Not Just Lust
Saturday, September 26th, 2009I’m sitting in Warsaw airport. My flight’s been delayed with no real explanation. I came to the Polish city a week ago at the invitation of someone I met a few months ago. We had a couple of pretty intense sexual encounters when we first met and then we began doing ordinary things, like having dinner and seeing films. The more I saw of him the less I saw of him naked, much to my confusion and sexual frustration. My feelings toward him oscillate between intense attraction, affection, empathy, indifference and confusion. I’m unaccustomed to being in the position of really wanting to fuck someone and not being able to. Partly because of the male/female supply/demand relationship and partly because I rarely allow myself to crave someone who doesn’t return my affections. But it’s not that he doesn’t return them, it’s just that he can’t return them in the way I’d most like, for now. It gradually came to light that circumstances in his life are complicated emotionally. It’s not unusual to find someone who’s emotionally unavailable but sexually engaging, which is the sort of thing I expected from him to begin with. Being around someone for whom, at least for now, the sexual act is off limits–not through any moral reasoning but as a result of its physical and emotional impact–has reminded me of the empty corner of promiscuity. I’m not rejecting sexual freedom and experimentation, just remembering what it’s like to really connect sexually. I guess when something is unavailable, you remember what you’re missing.

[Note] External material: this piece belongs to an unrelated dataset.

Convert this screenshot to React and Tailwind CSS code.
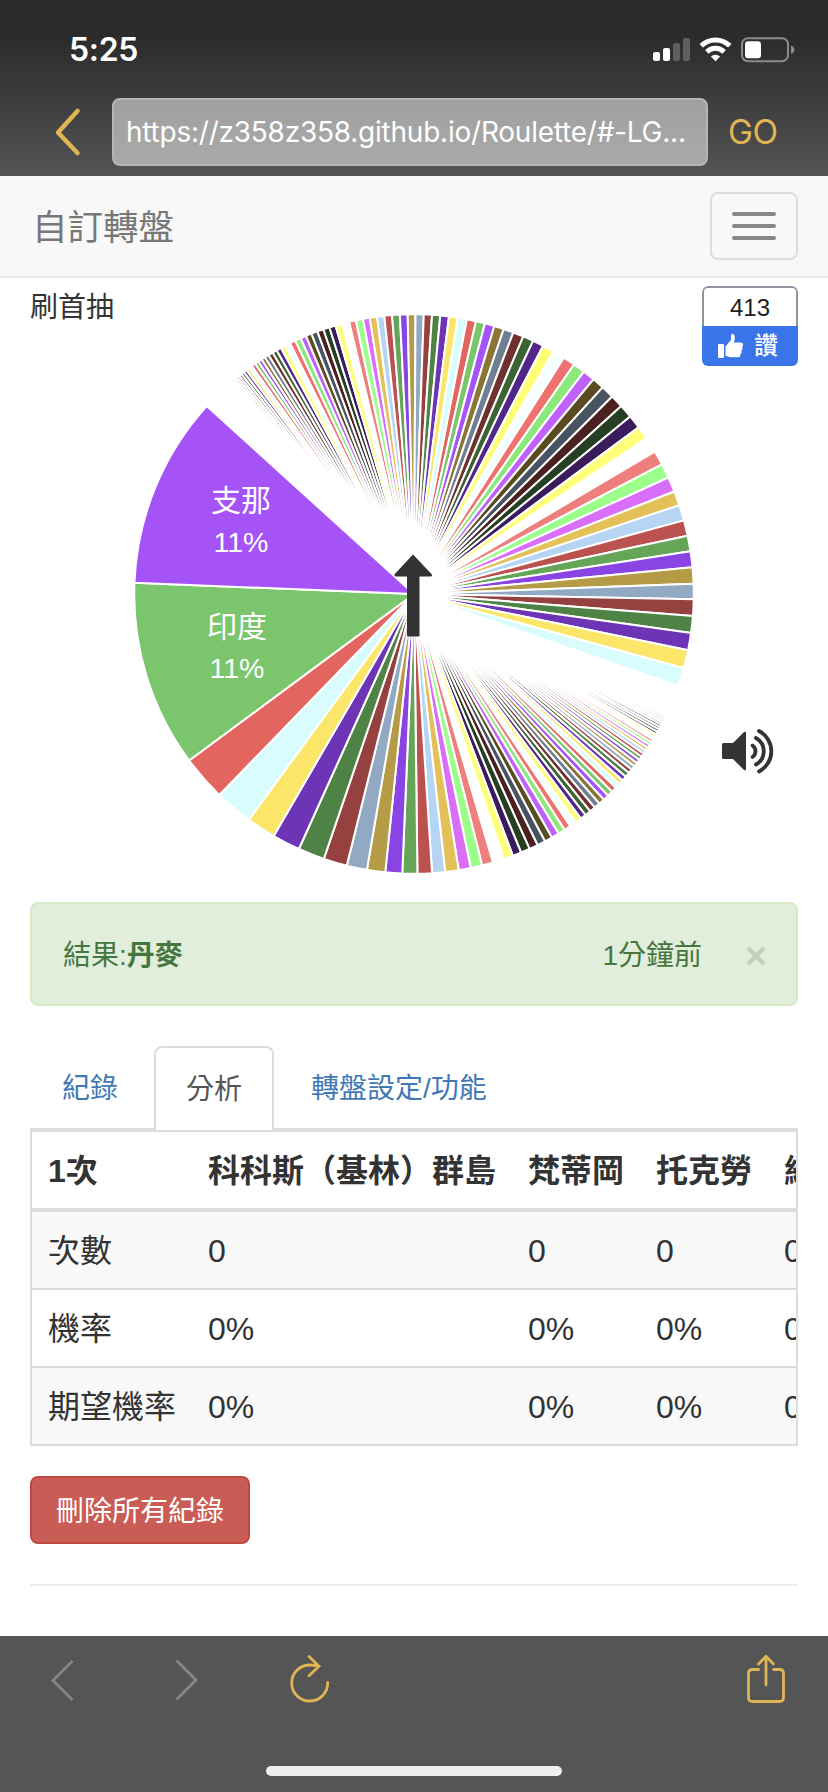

I’ve found myself mentally submitting to the situation, a practice that’s been reveling in itself. It’s gotten me thinking about what submission really means. I’ve felt that I have to put my wishes and desires on hold, accepting what comes, or doesn’t come. The impatient personality that I am, I began joking to myself and to him about my passionate and unfulfilled desire to kiss, hug, touch and submit. I could only laugh at the fact that having spent the last four years being truly aroused by the number of men I could count on one hand, I want to fuck this one’s brains out but can’t. By the time I was on my way to Warsaw, I was not only resigned to the fact that we would be unlikely to sleep together, but that we might remain at an emotional distance that will ultimately be too hurtful for me to endure. The first few days confirmed this, but along with the struggle between desire and caution, came some resolutions about those feelings. All of the wanting and seeking began to give way to something a little deeper and I realized that even if the opportunity for sex arose, I wouldn’t feel good about taking it. I need a hug first, an affectionate kiss. I couldn’t temporarily ignore the emotional barrier and fuck this man. I suppose I really care about him. As someone who’s perfected the art of intense yet detached sex, this means something. I’ve been happy taking small bits of connection at a time from people here and there, enjoying the moment at a distance, avoiding deep affection. It’s not that I haven’t known it exists–I’ve known great affection and love in romantic relationships, friendships and from family. But I must admit I’ve gotten used to living without it. I started avoiding it, and became a master at doing so.
Despite his fortuitous defenses and irritation at my lack of patience, P eventually gave me a sweet kiss. Not a long one and nothing like the first one I got from him, which touched the souls of my feet and every other inch of me. How fairy-tale-ish of me to say that this gesture was more meaningful than almost any I can remember in recent history. But it was.